In testing this morning I noticed that successive JupyterHub logins (same user logged into Nextcloud, but logging out and then back in to JupyterHub repeatedly) took increasing amounts of time to complete, and the failed after seven successful logins.

This is probably a coincidence, but I also noticed that the response time (in seconds) of the /hub/oauth_callback page loads roughly followed the Fibonacci sequence 1, 1, 2, 3, 5, 8, 13. If somehow this is by design as some kind of throttling mechanism then the next delay would be over 20 seconds, which would explain the 500 error. This seems far-fetched though :slight_smile: I’m clutching at straws here…

It looks like your debug setting didn’t work, you should see a lot more logs. Is this the setting your used: Debugging — Zero to JupyterHub with Kubernetes documentation ?

Are you able to share your Z2JH config with us (with secrets redacted), your Z2JH version, and details about your K8S cluster e.g. is it a standard public cloud offering or your own server.

Do you have any other applications that use Nextflow Oauth in a similar way to JupyterHub?

I did eventually turn debugging on by putting the config at the correct position in the YAML file.

No, I do not. I am hoping that this project will pave the way for more of our web services authenticating to Nextcloud servers.

The k8s cluster is running on a non-public OpenStack cloud computing platform with one controlplane node and three worker nodes, each having 32 cores and 64 GB RAM. The Helm chart in use is v0.11.1
(https://jupyterhub.github.io/helm-chart/).
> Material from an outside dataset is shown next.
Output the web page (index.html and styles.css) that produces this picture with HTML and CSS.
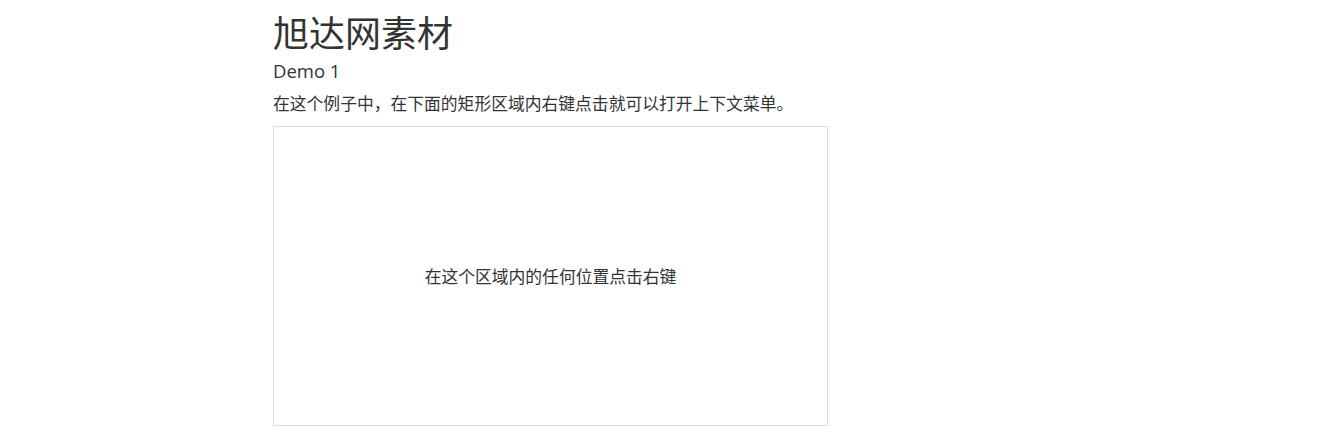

The detailed deployment information is actually captured in a public git repo here. This is a temporary deployment for a student camp occuring next week, after which we will tear it down. However, this configuration will inform our other JupyterHub deployments.

The latest config is confusing, because I had to revert to local accounts manually provisioned due to the lack of time before people need to use the system. Here is the most recent config where Nextcloud Oauth was used.

If you get time a couple of things you could try are:

  • Spin up another Z2JH instance with a different OAuthenticator (e.g. GitHub), if you still have problems that implies the issue is in JupyterHub or Kubernetes
  • Spin up another Z2JH instance also connected to Nextcloud, if both Z2JH deployments have problems at the same time the problem is more likely to be Nextcloud or Kubernetes.